Click on the transcript to go to that point in the video. Please note that transcripts are auto generated and may contain minor inaccuracies.

View code shown in video
# Load Packages -----------------------------------------------------------

library(tidyverse)
library(fs)
library(readxl)
library(janitor)

# Create Directories ------------------------------------------------------

dir_create("data-raw")

# Download Data -----------------------------------------------------------

# https://www.oregon.gov/ode/educator-resources/assessment/Pages/Assessment-Group-Reports.aspx

download.file("https://www.oregon.gov/ode/educator-resources/assessment/Documents/TestResults2122/pagr_schools_math_tot_raceethnicity_2122.xlsx",
              mode = "wb",
              destfile = "data-raw/pagr_schools_math_tot_raceethnicity_2122.xlsx")

download.file("https://www.oregon.gov/ode/educator-resources/assessment/Documents/TestResults2122/TestResults2019/pagr_schools_math_tot_raceethnicity_1819.xlsx",
              mode = "wb",
              destfile = "data-raw/pagr_schools_math_tot_raceethnicity_1819.xlsx")

download.file("https://www.oregon.gov/ode/educator-resources/assessment/TestResults2018/pagr_schools_math_raceethnicity_1718.xlsx",
              mode = "wb",
              destfile = "data-raw/pagr_schools_math_raceethnicity_1718.xlsx")

download.file("https://www.oregon.gov/ode/educator-resources/assessment/TestResults2017/pagr_schools_math_raceethnicity_1617.xlsx",
              mode = "wb",
              destfile = "data-raw/pagr_schools_math_raceethnicity_1617.xlsx")

download.file("https://www.oregon.gov/ode/educator-resources/assessment/TestResults2016/pagr_schools_math_raceethnicity_1516.xlsx",
              mode = "wb",
              destfile = "data-raw/pagr_schools_math_raceethnicity_1516.xlsx")


# Import Data -------------------------------------------------------------

math_scores_2021_2022 <-
  read_excel(path = "data-raw/pagr_schools_math_tot_raceethnicity_2122.xlsx") |> 
  clean_names()

Your Turn

You’ll be working with data on Oregon school enrollment by race/ethnicity.

  1. Create a new project.

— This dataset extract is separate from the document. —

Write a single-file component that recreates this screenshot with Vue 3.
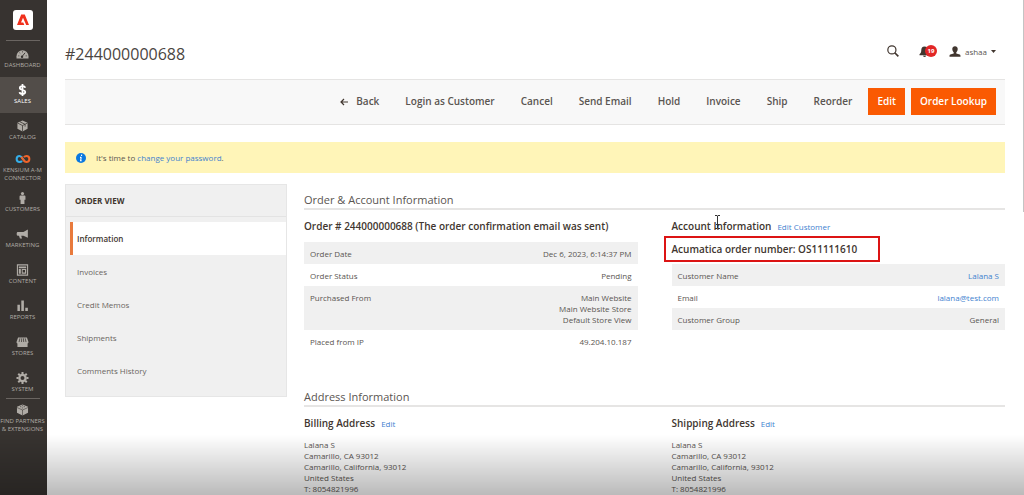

Make sure you put it somewhere you’ll be able to find it again later!

  2. Create a new R script file where you’ll do all of your data downloading, cleaning, and importing work.

  3. Download the five most recent Fall Membership Report files using the download.file() function into a data-raw folder (which you’ll need to create).

  4. Import the 2022-2023 spreadsheet into a data frame called enrollment_2022_2023, using the clean_names() function from the janitor package to make our variable names easy to work with.

Learn More

You can read about all of the arguments for the download.file() function here. If you're very interested in reading in data from the internet, June Choe has put together a very comprehensive article called Read files on the web into R.

To learn about the fs package, check out its documentation.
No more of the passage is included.